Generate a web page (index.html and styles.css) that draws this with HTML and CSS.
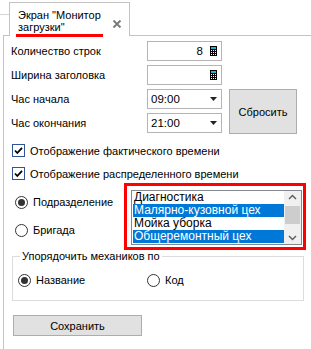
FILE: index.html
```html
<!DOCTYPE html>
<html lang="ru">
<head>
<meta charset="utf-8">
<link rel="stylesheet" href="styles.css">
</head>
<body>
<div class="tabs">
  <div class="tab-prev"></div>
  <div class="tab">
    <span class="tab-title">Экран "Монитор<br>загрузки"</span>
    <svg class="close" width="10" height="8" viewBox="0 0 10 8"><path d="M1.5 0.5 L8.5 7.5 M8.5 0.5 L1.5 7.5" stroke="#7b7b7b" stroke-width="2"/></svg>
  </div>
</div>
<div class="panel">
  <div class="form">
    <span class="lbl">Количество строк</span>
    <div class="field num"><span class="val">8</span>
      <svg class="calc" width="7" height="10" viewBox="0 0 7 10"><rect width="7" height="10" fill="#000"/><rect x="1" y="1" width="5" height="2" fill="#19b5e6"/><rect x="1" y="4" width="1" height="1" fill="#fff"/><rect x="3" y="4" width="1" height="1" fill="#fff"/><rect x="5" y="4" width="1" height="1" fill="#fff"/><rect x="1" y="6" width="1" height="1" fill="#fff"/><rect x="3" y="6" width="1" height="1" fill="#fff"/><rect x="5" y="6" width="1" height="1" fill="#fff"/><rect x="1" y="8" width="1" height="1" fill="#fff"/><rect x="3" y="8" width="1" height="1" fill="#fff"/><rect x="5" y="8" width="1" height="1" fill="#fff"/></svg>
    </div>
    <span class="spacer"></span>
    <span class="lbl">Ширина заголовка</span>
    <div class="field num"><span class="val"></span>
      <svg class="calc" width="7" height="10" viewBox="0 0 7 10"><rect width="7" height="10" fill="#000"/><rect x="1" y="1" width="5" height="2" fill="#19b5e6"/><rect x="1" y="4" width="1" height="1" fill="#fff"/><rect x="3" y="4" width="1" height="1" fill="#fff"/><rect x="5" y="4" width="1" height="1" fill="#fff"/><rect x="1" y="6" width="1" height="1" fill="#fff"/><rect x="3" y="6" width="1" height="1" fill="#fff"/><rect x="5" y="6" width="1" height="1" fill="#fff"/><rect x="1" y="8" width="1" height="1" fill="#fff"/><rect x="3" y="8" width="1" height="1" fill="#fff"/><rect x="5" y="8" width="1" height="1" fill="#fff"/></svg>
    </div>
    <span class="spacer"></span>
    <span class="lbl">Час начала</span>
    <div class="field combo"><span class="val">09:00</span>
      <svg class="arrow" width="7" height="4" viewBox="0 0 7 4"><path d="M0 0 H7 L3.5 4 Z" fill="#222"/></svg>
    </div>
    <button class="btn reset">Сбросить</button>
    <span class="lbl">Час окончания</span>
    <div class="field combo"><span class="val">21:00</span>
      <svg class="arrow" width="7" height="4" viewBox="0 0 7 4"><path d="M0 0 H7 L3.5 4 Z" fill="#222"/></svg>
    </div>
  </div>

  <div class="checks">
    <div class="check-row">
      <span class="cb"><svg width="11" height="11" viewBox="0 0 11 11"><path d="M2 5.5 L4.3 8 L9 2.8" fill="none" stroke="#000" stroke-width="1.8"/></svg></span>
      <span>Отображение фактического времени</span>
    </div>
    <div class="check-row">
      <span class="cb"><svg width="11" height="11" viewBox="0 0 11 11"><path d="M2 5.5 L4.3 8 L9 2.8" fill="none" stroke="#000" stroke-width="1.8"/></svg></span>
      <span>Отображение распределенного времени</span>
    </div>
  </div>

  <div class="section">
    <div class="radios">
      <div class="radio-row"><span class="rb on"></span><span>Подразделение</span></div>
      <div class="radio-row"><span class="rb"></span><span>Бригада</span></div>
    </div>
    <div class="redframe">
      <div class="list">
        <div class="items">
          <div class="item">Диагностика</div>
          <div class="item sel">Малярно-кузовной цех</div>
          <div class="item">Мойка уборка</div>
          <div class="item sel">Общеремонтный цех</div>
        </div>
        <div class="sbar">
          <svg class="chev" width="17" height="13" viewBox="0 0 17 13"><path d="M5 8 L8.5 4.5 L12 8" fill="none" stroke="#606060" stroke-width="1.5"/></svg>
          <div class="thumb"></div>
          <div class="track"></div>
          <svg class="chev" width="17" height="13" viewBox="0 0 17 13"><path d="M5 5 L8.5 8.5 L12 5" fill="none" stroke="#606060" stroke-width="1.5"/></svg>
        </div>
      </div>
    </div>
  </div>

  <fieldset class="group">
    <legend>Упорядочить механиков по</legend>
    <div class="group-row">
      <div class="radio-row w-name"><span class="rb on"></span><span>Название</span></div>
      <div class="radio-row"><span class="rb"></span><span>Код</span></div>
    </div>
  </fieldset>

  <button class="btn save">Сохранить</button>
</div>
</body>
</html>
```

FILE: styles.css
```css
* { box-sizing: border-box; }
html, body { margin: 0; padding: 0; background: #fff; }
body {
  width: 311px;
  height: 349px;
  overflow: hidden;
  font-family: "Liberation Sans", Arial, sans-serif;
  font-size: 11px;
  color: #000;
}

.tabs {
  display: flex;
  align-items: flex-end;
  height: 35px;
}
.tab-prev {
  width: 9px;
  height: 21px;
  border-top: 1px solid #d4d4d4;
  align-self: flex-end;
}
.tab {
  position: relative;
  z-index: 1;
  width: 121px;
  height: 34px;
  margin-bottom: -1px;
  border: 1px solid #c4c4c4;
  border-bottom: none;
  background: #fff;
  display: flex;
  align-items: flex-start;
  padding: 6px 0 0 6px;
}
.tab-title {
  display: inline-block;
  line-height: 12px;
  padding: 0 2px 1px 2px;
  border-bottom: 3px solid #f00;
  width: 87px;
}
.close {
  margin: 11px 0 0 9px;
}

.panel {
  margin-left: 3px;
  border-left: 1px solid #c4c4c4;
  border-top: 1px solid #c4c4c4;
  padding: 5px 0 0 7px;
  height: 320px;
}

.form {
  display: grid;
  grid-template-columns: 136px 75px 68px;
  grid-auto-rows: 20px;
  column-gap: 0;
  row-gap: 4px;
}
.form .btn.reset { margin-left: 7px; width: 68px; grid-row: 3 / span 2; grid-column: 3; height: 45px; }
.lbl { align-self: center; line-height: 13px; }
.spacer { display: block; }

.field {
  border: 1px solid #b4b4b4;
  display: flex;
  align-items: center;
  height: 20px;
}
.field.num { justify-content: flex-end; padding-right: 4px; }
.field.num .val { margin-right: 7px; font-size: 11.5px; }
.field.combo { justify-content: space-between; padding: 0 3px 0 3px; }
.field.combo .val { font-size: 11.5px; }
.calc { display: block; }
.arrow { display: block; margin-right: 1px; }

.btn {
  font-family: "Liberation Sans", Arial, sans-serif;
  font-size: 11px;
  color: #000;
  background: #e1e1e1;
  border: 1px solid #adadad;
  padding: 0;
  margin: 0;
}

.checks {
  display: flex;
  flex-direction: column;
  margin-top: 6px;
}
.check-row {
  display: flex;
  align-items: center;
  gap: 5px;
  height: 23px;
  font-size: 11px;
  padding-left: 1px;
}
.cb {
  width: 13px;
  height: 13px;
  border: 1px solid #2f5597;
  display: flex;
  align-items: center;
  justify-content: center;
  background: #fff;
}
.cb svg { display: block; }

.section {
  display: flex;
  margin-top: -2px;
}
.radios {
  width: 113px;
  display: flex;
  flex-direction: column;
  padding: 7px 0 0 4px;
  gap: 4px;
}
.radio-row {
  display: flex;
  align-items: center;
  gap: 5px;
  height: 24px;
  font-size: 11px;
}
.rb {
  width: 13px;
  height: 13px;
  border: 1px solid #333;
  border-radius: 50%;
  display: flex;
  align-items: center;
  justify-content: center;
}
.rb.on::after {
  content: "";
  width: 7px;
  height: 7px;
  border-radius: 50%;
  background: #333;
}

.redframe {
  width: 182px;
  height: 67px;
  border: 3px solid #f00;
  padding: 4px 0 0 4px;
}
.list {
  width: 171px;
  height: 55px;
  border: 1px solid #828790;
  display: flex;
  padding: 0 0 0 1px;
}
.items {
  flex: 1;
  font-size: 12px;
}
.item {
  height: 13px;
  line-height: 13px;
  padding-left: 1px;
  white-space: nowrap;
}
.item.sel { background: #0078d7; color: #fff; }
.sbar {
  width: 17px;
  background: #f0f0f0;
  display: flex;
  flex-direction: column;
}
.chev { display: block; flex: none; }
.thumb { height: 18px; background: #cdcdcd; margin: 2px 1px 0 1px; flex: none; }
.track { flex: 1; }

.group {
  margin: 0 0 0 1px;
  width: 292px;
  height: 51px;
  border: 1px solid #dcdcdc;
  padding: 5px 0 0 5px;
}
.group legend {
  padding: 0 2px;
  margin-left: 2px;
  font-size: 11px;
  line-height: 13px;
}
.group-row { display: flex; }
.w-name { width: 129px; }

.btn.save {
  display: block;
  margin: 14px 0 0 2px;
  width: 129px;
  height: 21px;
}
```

**TASK TO COMPLETE:**
Report every line containing the word "styles" from the listing above.

**SOLUTION BELOW:**
Generate a web page (index.html and styles.css) that draws this with HTML and CSS.
<link rel="stylesheet" href="styles.css">
FILE: styles.css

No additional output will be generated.